- Exercise aim -
For each line in the data below that holds "components", return a copy.

- Available data -

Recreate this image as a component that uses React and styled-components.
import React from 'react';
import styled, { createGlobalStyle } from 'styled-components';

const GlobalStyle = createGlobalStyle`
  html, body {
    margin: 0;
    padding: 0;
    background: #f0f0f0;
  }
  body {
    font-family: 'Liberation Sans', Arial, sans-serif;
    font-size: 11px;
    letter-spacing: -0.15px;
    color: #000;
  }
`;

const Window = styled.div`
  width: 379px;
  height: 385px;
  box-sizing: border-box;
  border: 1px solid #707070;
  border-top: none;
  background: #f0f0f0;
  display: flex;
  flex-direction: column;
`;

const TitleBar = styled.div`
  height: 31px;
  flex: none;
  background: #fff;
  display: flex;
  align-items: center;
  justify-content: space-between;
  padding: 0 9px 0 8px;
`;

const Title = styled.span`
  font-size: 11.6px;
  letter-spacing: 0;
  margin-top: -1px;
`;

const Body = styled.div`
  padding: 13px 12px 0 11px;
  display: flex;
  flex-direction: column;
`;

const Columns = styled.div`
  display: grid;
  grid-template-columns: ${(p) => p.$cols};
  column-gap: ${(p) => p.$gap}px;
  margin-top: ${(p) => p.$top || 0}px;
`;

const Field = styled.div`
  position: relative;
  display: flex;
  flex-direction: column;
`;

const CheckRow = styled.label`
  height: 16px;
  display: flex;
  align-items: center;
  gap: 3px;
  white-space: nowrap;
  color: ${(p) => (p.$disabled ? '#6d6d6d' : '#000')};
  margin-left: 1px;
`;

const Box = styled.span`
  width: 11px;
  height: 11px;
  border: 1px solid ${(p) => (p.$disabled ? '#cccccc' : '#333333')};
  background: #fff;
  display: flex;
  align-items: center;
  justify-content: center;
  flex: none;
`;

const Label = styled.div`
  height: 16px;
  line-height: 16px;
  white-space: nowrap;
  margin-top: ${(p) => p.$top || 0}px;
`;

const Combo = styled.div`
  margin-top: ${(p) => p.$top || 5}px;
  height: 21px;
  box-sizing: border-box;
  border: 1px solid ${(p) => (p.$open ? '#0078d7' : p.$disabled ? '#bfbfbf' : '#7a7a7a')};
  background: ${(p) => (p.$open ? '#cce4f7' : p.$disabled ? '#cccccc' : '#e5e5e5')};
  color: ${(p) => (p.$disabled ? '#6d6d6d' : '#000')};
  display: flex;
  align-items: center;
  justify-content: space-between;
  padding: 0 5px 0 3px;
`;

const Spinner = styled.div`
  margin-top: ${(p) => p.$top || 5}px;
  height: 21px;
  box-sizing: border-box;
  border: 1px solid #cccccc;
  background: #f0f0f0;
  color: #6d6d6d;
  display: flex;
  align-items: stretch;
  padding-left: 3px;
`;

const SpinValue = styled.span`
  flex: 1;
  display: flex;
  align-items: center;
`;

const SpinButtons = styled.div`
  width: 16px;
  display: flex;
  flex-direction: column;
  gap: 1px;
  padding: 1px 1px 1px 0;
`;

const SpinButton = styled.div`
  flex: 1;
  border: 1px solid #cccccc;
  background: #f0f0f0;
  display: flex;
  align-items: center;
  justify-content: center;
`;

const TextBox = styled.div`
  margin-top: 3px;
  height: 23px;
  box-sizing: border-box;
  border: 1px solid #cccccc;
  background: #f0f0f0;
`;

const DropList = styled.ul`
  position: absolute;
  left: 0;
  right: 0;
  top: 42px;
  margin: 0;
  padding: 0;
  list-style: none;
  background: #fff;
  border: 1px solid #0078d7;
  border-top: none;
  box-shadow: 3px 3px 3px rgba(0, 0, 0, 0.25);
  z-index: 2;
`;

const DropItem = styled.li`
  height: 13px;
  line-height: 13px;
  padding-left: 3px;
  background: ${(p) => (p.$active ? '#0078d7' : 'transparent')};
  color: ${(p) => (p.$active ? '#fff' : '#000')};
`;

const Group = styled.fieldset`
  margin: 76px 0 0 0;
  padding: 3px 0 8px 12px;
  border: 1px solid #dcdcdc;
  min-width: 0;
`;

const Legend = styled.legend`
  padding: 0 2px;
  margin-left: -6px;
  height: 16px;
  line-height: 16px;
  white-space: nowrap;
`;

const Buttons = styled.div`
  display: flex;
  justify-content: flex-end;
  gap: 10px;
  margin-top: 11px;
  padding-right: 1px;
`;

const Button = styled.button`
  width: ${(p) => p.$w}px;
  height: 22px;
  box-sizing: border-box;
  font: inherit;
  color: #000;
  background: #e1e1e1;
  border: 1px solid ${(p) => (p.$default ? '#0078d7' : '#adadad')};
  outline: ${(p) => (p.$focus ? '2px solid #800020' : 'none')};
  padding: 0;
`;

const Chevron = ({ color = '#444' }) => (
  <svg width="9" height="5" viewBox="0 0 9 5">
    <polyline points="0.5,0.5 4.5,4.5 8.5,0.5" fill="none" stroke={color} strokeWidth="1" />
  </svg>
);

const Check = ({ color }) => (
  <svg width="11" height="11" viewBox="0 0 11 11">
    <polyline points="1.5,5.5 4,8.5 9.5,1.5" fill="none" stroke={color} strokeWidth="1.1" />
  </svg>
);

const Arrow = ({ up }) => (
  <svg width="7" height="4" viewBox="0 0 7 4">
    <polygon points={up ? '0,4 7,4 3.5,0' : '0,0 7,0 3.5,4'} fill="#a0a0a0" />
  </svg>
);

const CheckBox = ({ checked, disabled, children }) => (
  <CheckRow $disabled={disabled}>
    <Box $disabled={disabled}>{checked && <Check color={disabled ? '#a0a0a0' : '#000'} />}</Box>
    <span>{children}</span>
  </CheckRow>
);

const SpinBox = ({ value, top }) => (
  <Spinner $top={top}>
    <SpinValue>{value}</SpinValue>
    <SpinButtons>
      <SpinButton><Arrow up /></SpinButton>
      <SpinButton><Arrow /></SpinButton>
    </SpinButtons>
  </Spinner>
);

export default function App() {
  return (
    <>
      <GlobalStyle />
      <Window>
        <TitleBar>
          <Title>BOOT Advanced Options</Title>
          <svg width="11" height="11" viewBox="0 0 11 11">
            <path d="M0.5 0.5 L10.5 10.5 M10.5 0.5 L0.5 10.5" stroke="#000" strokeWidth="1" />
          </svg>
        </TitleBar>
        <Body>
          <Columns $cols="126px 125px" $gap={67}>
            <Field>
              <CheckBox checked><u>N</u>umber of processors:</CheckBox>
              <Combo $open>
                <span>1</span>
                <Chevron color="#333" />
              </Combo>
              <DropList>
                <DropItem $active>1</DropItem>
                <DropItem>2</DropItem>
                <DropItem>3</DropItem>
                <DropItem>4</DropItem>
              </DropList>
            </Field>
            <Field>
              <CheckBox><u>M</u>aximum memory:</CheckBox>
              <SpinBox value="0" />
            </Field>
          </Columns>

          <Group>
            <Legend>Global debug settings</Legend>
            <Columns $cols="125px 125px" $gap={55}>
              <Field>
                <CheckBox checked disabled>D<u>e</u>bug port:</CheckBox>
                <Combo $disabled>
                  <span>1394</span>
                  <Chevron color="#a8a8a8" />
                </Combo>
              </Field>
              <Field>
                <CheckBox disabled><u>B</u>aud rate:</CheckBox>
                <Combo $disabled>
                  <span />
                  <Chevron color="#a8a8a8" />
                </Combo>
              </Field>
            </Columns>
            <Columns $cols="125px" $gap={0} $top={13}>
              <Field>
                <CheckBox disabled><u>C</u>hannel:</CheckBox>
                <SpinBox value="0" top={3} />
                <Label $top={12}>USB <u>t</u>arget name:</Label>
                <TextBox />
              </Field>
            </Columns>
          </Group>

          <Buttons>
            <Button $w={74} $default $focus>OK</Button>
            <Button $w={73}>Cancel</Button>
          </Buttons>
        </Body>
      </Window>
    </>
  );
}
...
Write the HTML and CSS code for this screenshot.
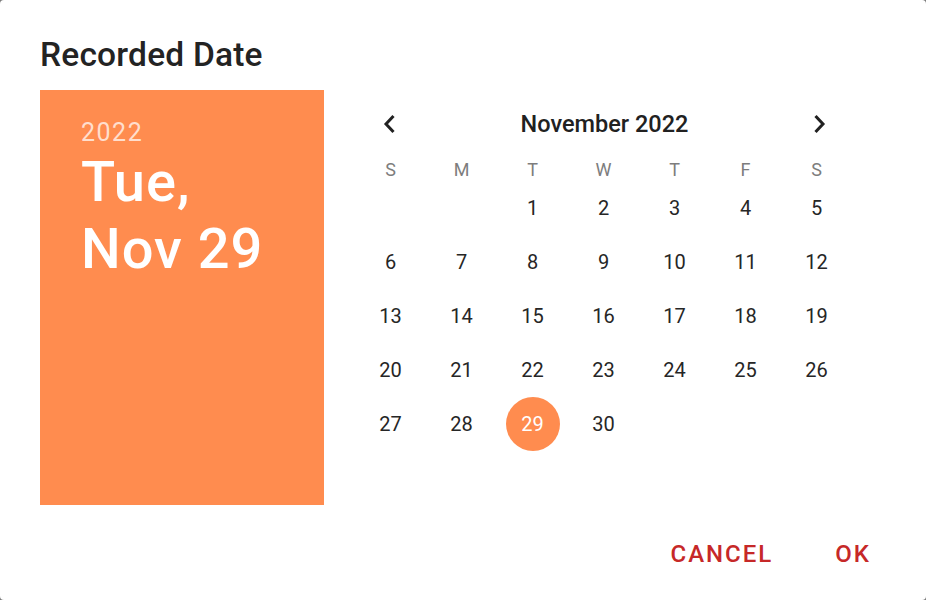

- Solution to this task -
Recreate this image as a component that uses React and styled-components.
import styled, { createGlobalStyle } from 'styled-components';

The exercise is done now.